Feature Articles

May 2013

New Elements Gallery in Wilmington, NC, Features Works by Fritzi Huber and Scott James

New Elements Gallery in Wilmington, NC, is presenting Not what it seems..., featuring recent works of local artists Fritzi Huber and Scott James, on view through May 18, 2013.

Both artists draw inspiration from nature, yet present more than one way of perceiving an image, offering their own distinctive interpretations. To each the process of examination and observation is a very integral part of the creative endeavor, with multiple layers of information added and subtracted before the finished work is complete.
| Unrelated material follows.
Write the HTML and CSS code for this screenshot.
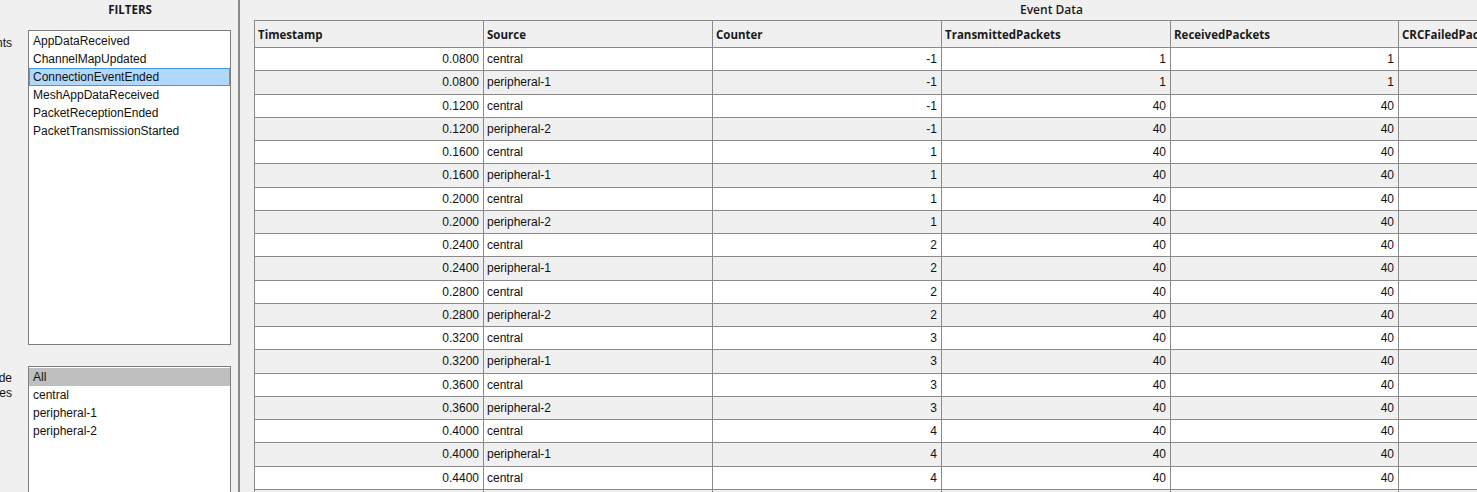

This is where the beauty and wonder of discovery takes place and the artist’s vision takes hold.

Fritzi Huber has been an active artist and arts educator, conducting workshops in hand papermaking at locations such as Arrowmont School for Arts and Crafts, Savannah College of Art and Design, the San Antonio Center for Arts and Crafts, and Pyramid Atlantic in Baltimore, MD. Her work has been exhibited around the world from Switzerland’s Musee du Pays et Val de Charney, Gruyere, Suisse to Brazil’s Bienale International de Artes. In 2011 Huber had a one person exhibition here in Wilmington at the Cameron Art Museum.

Artist grants have come Huber’s way via the North Carolina Arts Council, NEA, California Arts Council and the Kenan Institute for the Arts where she received a combined grant to enable her to become a certified International Educator through the Lincoln Center Institute. Her local public commissions include the New Hanover County Library, the Aquarium at Fort Fisher and the Wilmington Children’s Museum. Huber is an artist-in residence at Dreams of Wilmington and has been affiliated with the organization for over 13 years. In 2009 she traveled to Cochin, India to create a dedication mural for the Home of Hope orphanage located there. She is also active in the film community as a specialty prop maker.

Huber’s fascination with the interaction of water and land is the subject of her new series “Where the Water Meets the Land.” As she notes, this has always been a place of transition, and handmade paper seems an ideal medium to express this phenomenon.

“In its formation it is liquid. Once formed it always contains a percentage of water,” says Huber. “Anything floating in the vat becomes part of the sheet. Anything the new sheet comes into direct contact with during the drying process becomes part of the sheet, either in the leaving of an impression, or in being included in the final surface. Sometimes these inclusions will partially emerge as would shells in the sand, or leaves through the frost.”

Scott James was born and raised in Columbia, SC. His roots, however, are less artistic than academic. He received his Ph.D. in Philosophy from the University of Maryland in 2005; in 2007, he joined the Philosophy and Religion Department at the University of North Carolina, Wilmington, where he is currently Associate Professor of Philosophy.

James’ photography career, on the other hand, began in 2006 with a trip to New Zealand (where he was scheduled to speak at a philosophy conference). As it happened, most of his time was spent traveling the countryside in pursuit of perfect lighting rather than philosophical insight. Such a background may encourage some to see his photographs as especially fraught with philosophical significance. That, according to James, would be “a happy coincidence.”

James states, “Photography tends to encourage a kind of complacency in the viewer. We tend to assume that the camera functions as little more than a window onto the world: what we see is what is.” James uses composite photography to force a new awareness of his subject, exploiting this complacency most viewers experience with classic photography. His process involves the use of traditional portraits combined with a series of foliage photos. Using digital post-processing techniques, two or three images are fused. When two or three objects occupy the same image, the mind reflexively positions these in the same represented space, but almost instantaneously the mind balks at this visual confusion, and inevitably fills in the gaps. Sometimes the artist’s choice of who was fused with what is deliberate, sometimes it is not.

Now celebrating 28 years in downtown Wilmington, New Elements Gallery is located on Princess Street.